Abschiebungen nach Afghanistan Hunderte Menschen demonstrieren am Münchner Flughafen

München · Begleitet von Protesten mehrerer hundert Menschen sind am Mittwochabend vom Münchner Flughafen aus 18 Afghanen abgeschoben worden. Das bayerische Innenministerium bestätigte am späten Abend in einer Mitteilung den Abflug der Maschine nach Kabul. Es war die dritte bundesweite Sammelabschiebung seit Ende vergangenen Jahres.

 Demonstranten protestieren am Münchner Flughafen.

Demonstranten protestieren am Münchner Flughafen.

Foto: dpa, mbk

Bei den Abgeschobenen handelte sich dem Ministerium zufolge um allein stehende junge Männer, darunter auch Straftäter. Von den 18 abgelehnten Asylbewerbern an Bord der gegen 21.00 Uhr gestarteten Maschine waren demnach fünf aus Bayern, vier aus Baden-Württemberg, vier aus Hessen, zwei aus Hamburg, zwei aus Sachsen-Anhalt und einer aus Rheinland-Pfalz. Die bayerische Polizei hatte zunächst von etwa 50 abzuschiebenden Afghanen gesprochen.
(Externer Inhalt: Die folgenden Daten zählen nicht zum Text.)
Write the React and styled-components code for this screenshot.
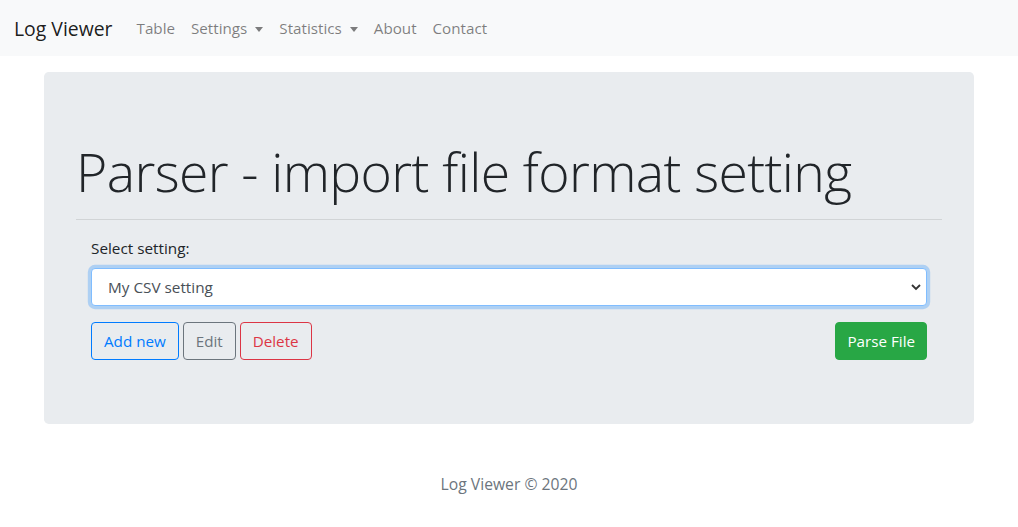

Nordrhein-Westfalen beteiligte sich nicht an der Sammelabschiebung.

Bayerns Innenminister Joachim Herrmann (CSU) kündigte eine Fortsetzung der Abschiebungen an: "Es gehört zu einem Rechtsstaat dazu, dass bestandskräftige Ablehnungsbescheide des Bundesamtes auch vollzogen werden", hieß es in der Erklärung auf der Website seines Ministeriums.

Der Minister kritisierte zugleich die Haltung einiger Bundesländer, die Abschiebungen nach Afghanistan ablehnen, weil das Land aus ihrer Sicht nicht sicher ist. "Pauschale Abschiebestopps ohne Einzelfallbetrachtung für alle Afghanen ohne Bleiberecht, wie etwa in Schleswig-Holstein, konterkarieren unsere Rechtsordnung. Wer so handelt, der setzt bewusst unser deutsches Asylrecht außer Kraft", erklärte Herrmann.

Mehrere hundert Demonstranten

Gegen die Abschiebung protestierten am Münchner Flughafen rund 300 Menschen, wie ein Fotograf der Nachrichtenagentur AFP berichtete. Ein Sprecher der Flughafenpolizei nannte dieselbe Zahl. Zwischenfälle habe es nicht gegeben. Die Sprecherin des bayerischen Flüchtlingsrates, Jana Weidhaase, sprach von 400 bis 500 Demonstranten.

Sie seien "absolut gegen Abschiebungen nach Afghanistan", weil es dort keine sicheren Gebiete gebe, sagte Weidhaase. Sie forderte "einen Abschiebestopp nach Afghanistan, und zwar bundesweit". Die Abschiebungen träfen nur die Afghanen, weil Afghanistan mit der Bundesregierung eine Rücknahmevereinbarung geschlossen habe. Die Bundesregierung wolle mit den Abschiebungen eine harte Linie in der Flüchtlingspolitik demonstrieren. "Wir sehen das eigentlich nur als Wahlkampf an", fügte die Sprecherin hinzu.

Bereits im Dezember und im Januar hatten Sammelabschiebungen nach Afghanistan stattgefunden. Menschenrechtsorganisationen sowie Politiker von Grünen und Linken kritisieren die Rückführungen scharf. Auch innerhalb der SPD gibt es Zweifel, ob die Sicherheit der abgeschobenen Afghanen in ihrem Heimatland gewährleistet ist.

Verschärfung der Abschieberegelungen beschlossen

Bundesaußenminister Sigmar Gabriel (SPD) machte am Mittwoch aber deutlich, dass die Sicherheitslage für Afghanistan insgesamt nicht beurteilt werden könne. "Es gibt sicherere und sehr unsichere Regionen", sagte er bei einem Treffen mit seinem niederländischen Kollegen Bert Koenders. Außerdem verwies Gabriel darauf, dass 56 Prozent aller afghanischen Flüchtlinge in Deutschland einen Schutzstatus bekämen. Dies liege weit über der Schutzquote für Afghanen in anderen europäischen Staaten.

Die Bundesregierung hatte am Mittwoch zudem eine Verschärfung der Abschieberegelungen für abgelehnte Asylbewerber beschlossen. Das Kabinett billigte das "Gesetz zur besseren Durchsetzung der Ausreisepflicht", wie Bundesinnenminister Thomas de Maizière (CDU) mitteilte. Die Neuregelung sieht unter anderem einen erweiterten Zugriff auf Handydaten von Flüchtlingen und Verschärfungen bei der Abschiebehaft vor.